Importante para o mercado é saber quem será o candidato democrata escolhido pelas primárias e quão "friendly" (amigável) ele será em relação a Wall Street. "O mercado está de olho nas eleições americanas para saber quem será o oponente do Trump. Dependendo do nome, pode dar uma azedada no mercado", avalia Marcatti.
4. Guerra comercial EUA-China
Após a assinatura da fase 1 do acordo entre os dois países, uma trégua deve perdurar pelos próximos meses, mas novas tensões pode reaparecer próximo à eleição presidencial nos Estados Unidos. "A trade war [guerra comercial] não está resolvida, só tomou uma pausa por conta da assinatura da fase 1", afirma Oliveira. Segundo o economista, a guerra comercial pode afetar o preço das commodities no Brasil.
Na relação com os mercados internacionais, o Brasil tem que se acostumar a conviver com o dólar valorizado. "O real é mais fraco estruturalmente, então o real mais fraco é um evento que veio para ficar", avalia Oliveira.
5. Desaceleração da economia mundial
A maioria dos bancos centrais está fazendo algum tipo de estímulo monetário não convencional, como a taxa de juros negativa e a expansão à la "Quantitative Easing". Economistas se perguntam se, retirados esses estímulos, a economia mundial vai voltar a desacelerar. Uma possível desaceleração da economia alemã também é um dos fatores que entram no bolo.
Ao mesmo tempo, a epidemia de coronavírus na China, que representa 18% do PIB mundial, deve afetar o produto interno bruto chinês em 1% ou 2%, com consequências globais ainda difíceis de estimar. Bolsonaro afirmou na última sexta-feira (31) que as exportações brasileiras podem cair 3% por causa da emergência.
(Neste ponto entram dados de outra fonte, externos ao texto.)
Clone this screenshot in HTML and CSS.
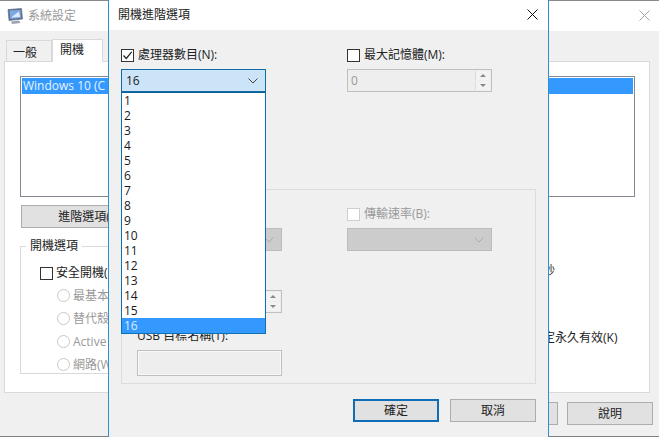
FILE: index.html
```html
<!DOCTYPE html>
<html lang="zh-Hant">
<head>
<meta charset="utf-8">
<title>開機進階選項</title>
<link rel="stylesheet" href="styles.css">
</head>
<body>
<div class="window back">
  <div class="titlebar back-title">
    <svg class="app-icon" width="18" height="18" viewBox="0 0 18 18"><path d="M2 2.5 15.5 1.5 16.5 12 3 13.5Z" fill="#5f7290" stroke="#56667c" stroke-width=".6"/><path d="M3.6 3.6 14.4 2.9 15.1 10.8 4.4 12Z" fill="#7ea8e2"/><path d="M5 10.5 13 4.5 14 10Z" fill="#dce9fa"/><path d="M5 14.5 13 13.6 14.5 16 6 17Z" fill="#9aa4b0"/></svg>
    <span class="back-caption">系統設定</span>
    <svg class="close" width="11" height="11" viewBox="0 0 11 11"><path d="M.5.5 10.5 10.5M10.5.5.5 10.5" stroke="#a3a3a3" fill="none"/></svg>
  </div>
  <div class="tabs">
    <div class="tab">一般</div>
    <div class="tab tab-active">開機</div>
  </div>
  <div class="page">
    <div class="listbox"><div class="list-row">Windows 10 (C</div></div>
    <button class="btn btn-advanced" type="button">進階選項(</button>
    <div class="page-lower">
      <fieldset class="bootgroup">
        <legend>開機選項</legend>
        <div class="check-row boot-check"><span class="check"></span><span>安全開機(</span></div>
        <div class="radio-row"><span class="radio"></span><span>最基本</span></div>
        <div class="radio-row"><span class="radio"></span><span>替代殼</span></div>
        <div class="radio-row"><span class="radio"></span><span>Active</span></div>
        <div class="radio-row"><span class="radio"></span><span>網路(W</span></div>
      </fieldset>
      <div class="side">
        <div class="side-seconds">秒</div>
        <div class="side-persist">定永久有效(K)</div>
      </div>
    </div>
  </div>
  <div class="back-actions">
    <button class="btn" type="button"></button>
    <button class="btn" type="button">說明</button>
  </div>
</div>

<div class="window dialog">
  <div class="titlebar dialog-title">
    <span>開機進階選項</span>
    <svg class="close" width="11" height="11" viewBox="0 0 11 11"><path d="M.5.5 10.5 10.5M10.5.5.5 10.5" stroke="#111" fill="none"/></svg>
  </div>
  <div class="dialog-body">
    <div class="columns top-columns">
      <div class="col">
        <label class="check-row field-label"><span class="check"><svg width="11" height="11" viewBox="0 0 11 11"><path d="M1.5 5.5 4.3 8.5 9.7 1.8" stroke="#222" stroke-width="1.2" fill="none"/></svg></span><span>處理器數目(N):</span></label>
        <div class="combo combo-open">
          <span>16</span>
          <svg class="chev" width="10" height="6" viewBox="0 0 10 6"><path d="M.5.5 5 5 9.5.5" stroke="#444" fill="none"/></svg>
          <ul class="dropdown">
            <li>1</li><li>2</li><li>3</li><li>4</li><li>5</li><li>6</li><li>7</li><li>8</li><li>9</li><li>10</li><li>11</li><li>12</li><li>13</li><li>14</li><li>15</li><li class="picked">16</li>
          </ul>
        </div>
      </div>
      <div class="col">
        <label class="check-row field-label"><span class="check"></span><span>最大記憶體(M):</span></label>
        <div class="spinner"><span class="spin-value">0</span><span class="spin-btns"><span class="spin-up"></span><span class="spin-down"></span></span></div>
      </div>
    </div>
    <div class="debug-group">
      <div class="columns">
        <div class="col">
          <div class="combo combo-off"><svg class="chev" width="10" height="6" viewBox="0 0 10 6"><path d="M.5.5 5 5 9.5.5" stroke="#aaa" fill="none"/></svg></div>
        </div>
        <div class="col col-baud">
          <label class="check-row field-label label-off"><span class="check check-off"></span><span>傳輸速率(B):</span></label>
          <div class="combo combo-off"><svg class="chev" width="10" height="6" viewBox="0 0 10 6"><path d="M.5.5 5 5 9.5.5" stroke="#aaa" fill="none"/></svg></div>
        </div>
      </div>
      <div class="spinner spinner-channel"><span class="spin-value"></span><span class="spin-btns"><span class="spin-up"></span><span class="spin-down"></span></span></div>
      <div class="usb-label">USB 目標名稱(T):</div>
      <div class="usb-input"></div>
    </div>
    <div class="dialog-actions">
      <button class="btn btn-default" type="button">確定</button>
      <button class="btn" type="button">取消</button>
    </div>
  </div>
</div>
</body>
</html>
```

FILE: styles.css
```css
* { box-sizing: border-box; }
html, body { margin: 0; height: 100%; }
body {
  position: relative;
  width: 659px;
  height: 437px;
  overflow: hidden;
  background: #f0f0f0;
  color: #222;
  font: 12px/16px "Open Sans", "Noto Sans CJK TC", sans-serif;
}
.window { position: absolute; top: 0; height: 437px; background: #f0f0f0; overflow: hidden; }
.titlebar { display: flex; align-items: center; background: #fff; }
.close { flex: none; margin: 0 0 2px auto; }

/* back window */
.back { left: 0; width: 659px; border-top: 1px solid #8a8a8a; border-bottom: 1px solid #808080; }
.back-title { height: 30px; padding: 0 9px 0 6px; }
.app-icon { flex: none; }
.back-caption { margin-left: 4px; color: #999; }
.tabs { display: flex; align-items: flex-end; height: 30px; padding-left: 6px; }
.tab { width: 46px; height: 21px; padding: 4px 0 0 6px; background: #f0f0f0; border: 1px solid #d9d9d9; border-bottom: 0; }
.tab-active { width: 51px; height: 23px; padding: 2px 0 0 7px; margin-bottom: -1px; background: #fff; position: relative; z-index: 1; }
.page { height: 332px; margin: 0 9px 0 4px; padding: 14px 14px 0 15px; background: #fff; border: 1px solid #d9d9d9; }
.listbox { height: 121px; padding: 1px; background: #fff; border: 1px solid #828790; }
.list-row { height: 16px; padding-left: 1px; background: #3399ff; color: #e8f3ff; white-space: nowrap; }
.btn { display: block; width: 86px; height: 23px; padding: 0; background: #e1e1e1; border: 1px solid #adadad; color: #222; font: inherit; }
.btn-advanced { width: 126px; margin: 8px 0 0 1px; line-height: 19px; }
.page-lower { display: flex; }
.bootgroup { flex: none; width: 320px; height: 136px; margin: 10px 0 0; padding: 11px 0 0 19px; border: 1px solid #d9d9d9; }
.bootgroup legend { margin: -7px 0 0 -14px; padding: 0 4px; line-height: 16px; color: #222; }
.check-row { display: flex; align-items: center; gap: 4px; white-space: nowrap; }
.boot-check { gap: 3px; }
.check { flex: none; display: flex; align-items: center; justify-content: center; width: 13px; height: 13px; background: #fff; border: 1px solid #333; }
.check-off { border-color: #cfcfcf; }
.radio-row { display: flex; align-items: center; gap: 3px; height: 23px; margin-left: 17px; color: #999; white-space: nowrap; }
.bootgroup .check-row + .radio-row { margin-top: 3px; }
.radio { flex: none; width: 13px; height: 13px; background: #fff; border: 1px solid #c8c8c8; border-radius: 50%; }
.side { flex: none; width: 296px; padding-left: 203px; }
.side-seconds { margin-top: 35px; color: #333; }
.side-persist { margin-top: 51px; color: #222; white-space: nowrap; }
.back-actions { display: flex; justify-content: flex-end; gap: 9px; padding: 9px 6px 0 0; }

/* front dialog */
.dialog { left: 108px; width: 441px; border-left: 1px solid #2f8fd0; border-right: 1px solid #2f8fd0; }
.dialog-title { height: 30px; padding: 0 10px 0 9px; line-height: 16px; }
.dialog-body { padding: 17px 12px 0; }
.columns { display: flex; gap: 81px; }
.col { flex: none; width: 145px; }
.top-columns { height: 142px; }
.field-label { height: 16px; margin-bottom: 6px; }
.label-off { color: #999; }
.combo { position: relative; display: flex; align-items: center; justify-content: space-between; width: 145px; height: 23px; padding: 0 7px 0 4px; }
.chev { flex: none; margin-left: auto; }
.combo-open { background: #cce4f7; border: 1px solid #0f6aa5; }
.combo-off { background: #ccc; border: 1px solid #bcbcbc; }
.dropdown { position: absolute; z-index: 5; left: -1px; top: 22px; width: 145px; margin: 0; padding: 0; list-style: none; background: #fff; border: 1px solid #0f6fb0; border-top-color: #0f5f95; }
.dropdown li { height: 15px; padding-left: 2px; line-height: 15px; color: #1a1a1a; }
.dropdown .picked { background: #3399ff; color: #dcecff; }
.spinner { display: flex; align-items: stretch; width: 145px; height: 23px; background: #eee; border: 1px solid #bfbfbf; }
.spin-value { flex: 1; padding-left: 3px; line-height: 21px; color: #999; }
.spin-btns { flex: none; display: flex; flex-direction: column; width: 16px; padding: 1px 1px 1px 0; gap: 1px; }
.spin-up, .spin-down { flex: 1; position: relative; background: #f3f3f3; border-left: 1px solid #dcdcdc; }
.spin-up::after, .spin-down::after { content: ""; position: absolute; left: 4px; top: 3px; border: 3px solid transparent; border-top: 0; border-bottom: 3px solid #888; }
.spin-down::after { border-bottom: 0; border-top: 3px solid #888; }
.debug-group { width: 415px; height: 195px; padding: 16px 15px 0; border: 1px solid #dcdcdc; }
.debug-group .columns { gap: 65px; align-items: flex-end; }
.spinner-channel { margin-top: 39px; }
.usb-label { margin-top: 15px; }
.usb-input { width: 145px; height: 26px; margin-top: 6px; background: #eee; border: 1px solid #bfbfbf; box-shadow: inset 0 0 0 1px #f8f8f8; }
.dialog-actions { display: flex; justify-content: flex-end; gap: 11px; margin-top: 15px; }
.btn-default { border: 2px solid #0f6cb5; }
```
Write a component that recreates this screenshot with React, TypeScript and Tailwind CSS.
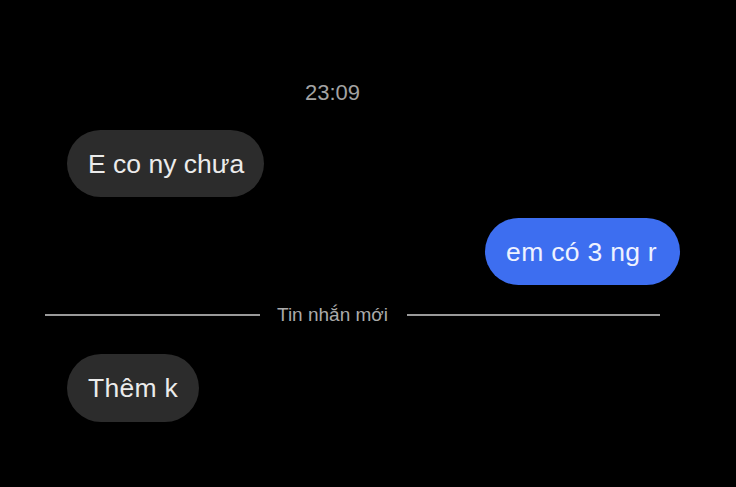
import React from "react";

export default function App() {
  const font = { fontFamily: '"Liberation Sans", Arial, sans-serif' };
  return (
    <div className="w-[736px] h-[487px] bg-black overflow-hidden flex flex-col" style={font}>
      <div className="mt-[80px] w-[665px] text-center text-[22px] leading-[25px] text-[#a3a3a3]">
        23:09
      </div>
      <div className="mt-[25px] pl-[67px] flex">
        <div className="h-[67px] pl-[21px] pr-[20px] flex items-center rounded-full bg-[#2c2c2c] text-[#ebebeb] text-[26.5px] leading-[30px]">
          E co ny chưa
        </div>
      </div>
      <div className="mt-[21px] pr-[56px] flex justify-end">
        <div className="h-[67px] pl-[21px] pr-[23px] flex items-center rounded-full bg-[#3d6ef0] text-[#eef2ff] text-[26.5px] tracking-[0.3px] leading-[30px]">
          em có 3 ng r
        </div>
      </div>
      <div className="mt-[20px] h-[20px] pl-[45px] flex items-center">
        <div className="w-[215px] h-[2px] bg-[#9a9a9a]" />
        <div className="ml-[17px] mr-[19px] text-[19px] leading-[20px] text-[#ababab]">Tin nhắn mới</div>
        <div className="w-[253px] h-[2px] bg-[#9a9a9a]" />
      </div>
      <div className="mt-[29px] pl-[67px] flex">
        <div className="h-[68px] px-[21px] flex items-center rounded-full bg-[#2c2c2c] text-[#ebebeb] text-[26.5px] tracking-[0.3px] leading-[30px]">
          Thêm k
        </div>
      </div>
    </div>
  );
}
Apesar das ameaças, caso ocorra de fato uma desaceleração da economia global, o Brasil pode estar mais protegido que outros países. "A nossa é uma economia relativamente fechada e isso tem vantagens e desvantagens. Como somos pouco ligados à cadeia de valor global perdemos algumas oportunidades, mas a desaceleração do comércio global não nos afeta tanto", avalia Oliveira.